A high-resolution pollen record from Lake Ohrid (DEEP) will be published within the following months, while a subset of the total samples analyzed are included in a manuscript entitled ‘Landscape threshold crossed on the Balkan Peninsula during the Early to mid-Holocene’ submitted to the Global and Planetary Change journal (Francke et al., in review).
I would like to thank the Graduate School of Geosciences and its Steering Committee for this great opportunity they gave to me for accomplishing my research project and working along with other members of the SCOPSCO science team. I would also like to thank my supervisors Professor Dr. Bernd Wagner and Dr. Konstantinos Panagiotopoulos and my advisor Prof. Dr. Katerina Kouli for their support, guidance and constructive comments. Last but not least, this GSGS start-up honours grant paved the way to find a future PhD position by creating a valuable network at the University of Cologne as well as giving interviews within Germany and abroad.

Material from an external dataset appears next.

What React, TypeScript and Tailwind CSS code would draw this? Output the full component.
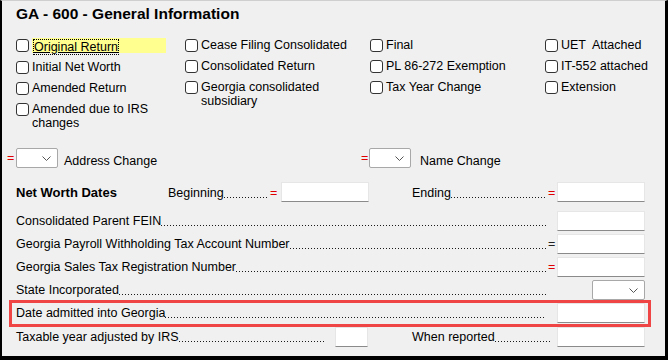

Styliani Kyrikou, Katerina Kouli, Alexander Francke, Niklas Leicher, Bernd Wagner, Konstantinos Panagiotopoulos (2018): Late Glacial and Holocene vegetation history of south Balkan: a comparison between the new pollen archives of Lakes Ohrid and Prespa. EPPC 2018, Dublin 12-17 August 2018. Book of abstracts pp.47. (http://eppc2018.ie/wp-content/uploads/2018/08/Abstracts-Book-Download-Version.pdf).
Alexander Francke, Anthony Dosseto, Konstantinos Panagiotopoulos, Niklas Leicher Jack H. Lacey, Styliani Kyrikou, Bernd Wagner, Giovanni Zanchetta, Katerina Kouli, and Melanie J. Leng (in review). Landscape threshold crossed on the Balkan Peninsula during the Early to Mid-Holocene. Journal of Global and Planetary Change.
Styliani Kyrikou
Institute of Geology and Mineralogy, University of Cologne
ICDP Project: ‘Insights into the origin of a Mediterranean biodiversity hotspot based on palynological and biomarker analyses of Lake Ohrid sediments from Early Pleistocene (> 1.2 Ma)’
Research project: ‘Late Glacial and Holocene vegetation history of the Ohrid region and pollen-inferred climate variability’
Supervisors: Konstantinos Panagiotopoulos, Bernd Wagner (University of Cologne)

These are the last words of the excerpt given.